> Supplied information:
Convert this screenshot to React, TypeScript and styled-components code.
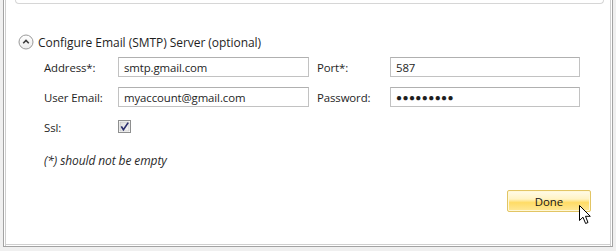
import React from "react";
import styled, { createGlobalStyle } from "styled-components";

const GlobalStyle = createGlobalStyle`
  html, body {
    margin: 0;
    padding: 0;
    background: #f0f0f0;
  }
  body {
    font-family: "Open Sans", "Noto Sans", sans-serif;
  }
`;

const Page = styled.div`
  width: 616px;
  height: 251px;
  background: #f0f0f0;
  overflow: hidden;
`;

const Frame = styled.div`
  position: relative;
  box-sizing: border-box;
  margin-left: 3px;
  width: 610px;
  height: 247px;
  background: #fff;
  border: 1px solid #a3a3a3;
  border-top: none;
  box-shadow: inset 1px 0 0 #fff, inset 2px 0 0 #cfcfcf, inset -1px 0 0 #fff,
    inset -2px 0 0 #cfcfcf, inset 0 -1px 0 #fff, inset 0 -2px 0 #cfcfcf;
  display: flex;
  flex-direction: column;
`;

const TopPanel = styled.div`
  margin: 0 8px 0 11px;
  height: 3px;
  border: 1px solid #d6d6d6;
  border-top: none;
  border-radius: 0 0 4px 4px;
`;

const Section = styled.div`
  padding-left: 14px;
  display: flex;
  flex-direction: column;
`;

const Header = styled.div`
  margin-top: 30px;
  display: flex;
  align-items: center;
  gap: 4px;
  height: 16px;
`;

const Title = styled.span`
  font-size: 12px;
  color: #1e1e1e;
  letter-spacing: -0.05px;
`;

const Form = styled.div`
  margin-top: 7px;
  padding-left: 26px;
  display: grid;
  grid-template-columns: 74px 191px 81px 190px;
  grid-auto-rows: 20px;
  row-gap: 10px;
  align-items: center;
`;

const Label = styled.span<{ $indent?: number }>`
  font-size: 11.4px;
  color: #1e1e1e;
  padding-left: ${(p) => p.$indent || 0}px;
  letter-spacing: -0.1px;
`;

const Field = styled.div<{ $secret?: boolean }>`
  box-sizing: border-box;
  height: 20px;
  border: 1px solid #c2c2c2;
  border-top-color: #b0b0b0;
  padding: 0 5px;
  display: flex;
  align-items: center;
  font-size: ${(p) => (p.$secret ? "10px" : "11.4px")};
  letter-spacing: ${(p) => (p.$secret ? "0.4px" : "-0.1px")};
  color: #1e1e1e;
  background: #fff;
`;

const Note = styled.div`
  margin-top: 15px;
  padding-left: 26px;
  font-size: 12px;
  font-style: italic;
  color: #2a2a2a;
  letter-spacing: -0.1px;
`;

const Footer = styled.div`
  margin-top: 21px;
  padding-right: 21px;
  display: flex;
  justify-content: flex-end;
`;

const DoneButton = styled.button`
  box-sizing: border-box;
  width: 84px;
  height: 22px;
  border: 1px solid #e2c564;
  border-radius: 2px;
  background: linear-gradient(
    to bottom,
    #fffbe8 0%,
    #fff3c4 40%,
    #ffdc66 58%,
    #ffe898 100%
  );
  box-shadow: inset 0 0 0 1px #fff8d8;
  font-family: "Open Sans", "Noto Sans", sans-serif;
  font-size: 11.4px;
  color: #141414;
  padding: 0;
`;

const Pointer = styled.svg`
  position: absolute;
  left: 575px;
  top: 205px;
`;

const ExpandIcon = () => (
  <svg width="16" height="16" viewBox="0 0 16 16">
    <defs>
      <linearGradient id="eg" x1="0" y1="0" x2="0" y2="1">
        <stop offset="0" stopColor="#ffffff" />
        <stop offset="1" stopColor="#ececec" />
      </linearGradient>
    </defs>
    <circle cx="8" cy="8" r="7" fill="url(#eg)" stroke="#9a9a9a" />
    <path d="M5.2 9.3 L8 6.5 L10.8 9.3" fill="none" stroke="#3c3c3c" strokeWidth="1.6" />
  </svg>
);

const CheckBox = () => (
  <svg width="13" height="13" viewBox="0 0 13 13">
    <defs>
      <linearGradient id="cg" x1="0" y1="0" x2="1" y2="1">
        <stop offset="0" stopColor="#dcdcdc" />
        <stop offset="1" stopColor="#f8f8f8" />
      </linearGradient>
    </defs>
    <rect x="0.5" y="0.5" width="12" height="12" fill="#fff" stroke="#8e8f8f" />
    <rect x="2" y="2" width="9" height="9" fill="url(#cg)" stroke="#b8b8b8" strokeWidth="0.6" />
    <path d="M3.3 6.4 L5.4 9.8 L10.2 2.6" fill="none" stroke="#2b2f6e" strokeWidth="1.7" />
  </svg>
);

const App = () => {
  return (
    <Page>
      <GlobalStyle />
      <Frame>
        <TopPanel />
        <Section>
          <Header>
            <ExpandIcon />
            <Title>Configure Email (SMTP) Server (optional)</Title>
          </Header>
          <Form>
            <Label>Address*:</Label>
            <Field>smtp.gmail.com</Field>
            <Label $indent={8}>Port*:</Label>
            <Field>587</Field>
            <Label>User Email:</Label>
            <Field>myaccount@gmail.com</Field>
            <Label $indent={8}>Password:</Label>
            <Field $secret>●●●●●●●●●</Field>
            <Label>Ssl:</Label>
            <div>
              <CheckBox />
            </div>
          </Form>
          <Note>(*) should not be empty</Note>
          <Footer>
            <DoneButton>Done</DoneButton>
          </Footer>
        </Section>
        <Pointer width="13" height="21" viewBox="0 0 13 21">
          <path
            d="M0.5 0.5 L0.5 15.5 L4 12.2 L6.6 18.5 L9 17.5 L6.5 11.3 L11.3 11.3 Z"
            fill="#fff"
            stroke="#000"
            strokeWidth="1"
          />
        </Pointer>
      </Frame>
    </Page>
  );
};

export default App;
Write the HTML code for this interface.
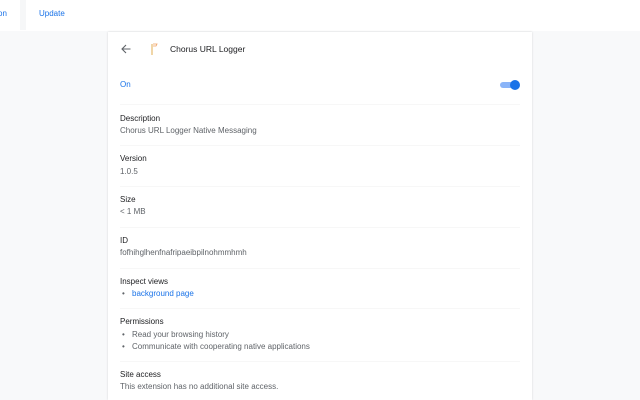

> Required work: Write out all the entries again, word for word, and print no images.

> Solution to this problem:
Convert this screenshot to React, TypeScript and styled-components code.
import React from "react";
import styled, { createGlobalStyle } from "styled-components";

const GlobalStyle = createGlobalStyle`
  html, body {
    margin: 0;
    padding: 0;
    background: #f0f0f0;
  }
  body {
    font-family: "Open Sans", "Noto Sans", sans-serif;
  }
`;

const Page = styled.div`
  width: 616px;
  height: 251px;
  background: #f0f0f0;
  overflow: hidden;
`;

const Frame = styled.div`
  position: relative;
  box-sizing: border-box;
  margin-left: 3px;
  width: 610px;
  height: 247px;
  background: #fff;
  border: 1px solid #a3a3a3;
  border-top: none;
  box-shadow: inset 1px 0 0 #fff, inset 2px 0 0 #cfcfcf, inset -1px 0 0 #fff,
    inset -2px 0 0 #cfcfcf, inset 0 -1px 0 #fff, inset 0 -2px 0 #cfcfcf;
  display: flex;
  flex-direction: column;
`;

const TopPanel = styled.div`
  margin: 0 8px 0 11px;
  height: 3px;
  border: 1px solid #d6d6d6;
  border-top: none;
  border-radius: 0 0 4px 4px;
`;

const Section = styled.div`
  padding-left: 14px;
  display: flex;
  flex-direction: column;
`;

const Header = styled.div`
  margin-top: 30px;
  display: flex;
  align-items: center;
  gap: 4px;
  height: 16px;
`;

const Title = styled.span`
  font-size: 12px;
  color: #1e1e1e;
  letter-spacing: -0.05px;
`;

const Form = styled.div`
  margin-top: 7px;
  padding-left: 26px;
  display: grid;
  grid-template-columns: 74px 191px 81px 190px;
  grid-auto-rows: 20px;
  row-gap: 10px;
  align-items: center;
`;

const Label = styled.span<{ $indent?: number }>`
  font-size: 11.4px;
  color: #1e1e1e;
  padding-left: ${(p) => p.$indent || 0}px;
  letter-spacing: -0.1px;
`;

const Field = styled.div<{ $secret?: boolean }>`
  box-sizing: border-box;
  height: 20px;
  border: 1px solid #c2c2c2;
  border-top-color: #b0b0b0;
  padding: 0 5px;
  display: flex;
  align-items: center;
  font-size: ${(p) => (p.$secret ? "10px" : "11.4px")};
  letter-spacing: ${(p) => (p.$secret ? "0.4px" : "-0.1px")};
  color: #1e1e1e;
  background: #fff;
`;

const Note = styled.div`
  margin-top: 15px;
  padding-left: 26px;
  font-size: 12px;
  font-style: italic;
  color: #2a2a2a;
  letter-spacing: -0.1px;
`;

const Footer = styled.div`
  margin-top: 21px;
  padding-right: 21px;
  display: flex;
  justify-content: flex-end;
`;

const DoneButton = styled.button`
  box-sizing: border-box;
  width: 84px;
  height: 22px;
  border: 1px solid #e2c564;
  border-radius: 2px;
  background: linear-gradient(
    to bottom,
    #fffbe8 0%,
    #fff3c4 40%,
    #ffdc66 58%,
    #ffe898 100%
  );
  box-shadow: inset 0 0 0 1px #fff8d8;
  font-family: "Open Sans", "Noto Sans", sans-serif;
  font-size: 11.4px;
  color: #141414;
  padding: 0;
`;

const Pointer = styled.svg`
  position: absolute;
  left: 575px;
  top: 205px;
`;

const ExpandIcon = () => (
  <svg width="16" height="16" viewBox="0 0 16 16">
    <defs>
      <linearGradient id="eg" x1="0" y1="0" x2="0" y2="1">
        <stop offset="0" stopColor="#ffffff" />
        <stop offset="1" stopColor="#ececec" />
      </linearGradient>
    </defs>
    <circle cx="8" cy="8" r="7" fill="url(#eg)" stroke="#9a9a9a" />
    <path d="M5.2 9.3 L8 6.5 L10.8 9.3" fill="none" stroke="#3c3c3c" strokeWidth="1.6" />
  </svg>
);

const CheckBox = () => (
  <svg width="13" height="13" viewBox="0 0 13 13">
    <defs>
      <linearGradient id="cg" x1="0" y1="0" x2="1" y2="1">
        <stop offset="0" stopColor="#dcdcdc" />
        <stop offset="1" stopColor="#f8f8f8" />
      </linearGradient>
    </defs>
    <rect x="0.5" y="0.5" width="12" height="12" fill="#fff" stroke="#8e8f8f" />
    <rect x="2" y="2" width="9" height="9" fill="url(#cg)" stroke="#b8b8b8" strokeWidth="0.6" />
    <path d="M3.3 6.4 L5.4 9.8 L10.2 2.6" fill="none" stroke="#2b2f6e" strokeWidth="1.7" />
  </svg>
);

const App = () => {
  return (
    <Page>
      <GlobalStyle />
      <Frame>
        <TopPanel />
        <Section>
          <Header>
            <ExpandIcon />
            <Title>Configure Email (SMTP) Server (optional)</Title>
          </Header>
          <Form>
            <Label>Address*:</Label>
            <Field>smtp.gmail.com</Field>
            <Label $indent={8}>Port*:</Label>
            <Field>587</Field>
            <Label>User Email:</Label>
            <Field>myaccount@gmail.com</Field>
            <Label $indent={8}>Password:</Label>
            <Field $secret>●●●●●●●●●</Field>
            <Label>Ssl:</Label>
            <div>
              <CheckBox />
            </div>
          </Form>
          <Note>(*) should not be empty</Note>
          <Footer>
            <DoneButton>Done</DoneButton>
          </Footer>
        </Section>
        <Pointer width="13" height="21" viewBox="0 0 13 21">
          <path
            d="M0.5 0.5 L0.5 15.5 L4 12.2 L6.6 18.5 L9 17.5 L6.5 11.3 L11.3 11.3 Z"
            fill="#fff"
            stroke="#000"
            strokeWidth="1"
          />
        </Pointer>
      </Frame>
    </Page>
  );
};

export default App;
Write the HTML code for this interface.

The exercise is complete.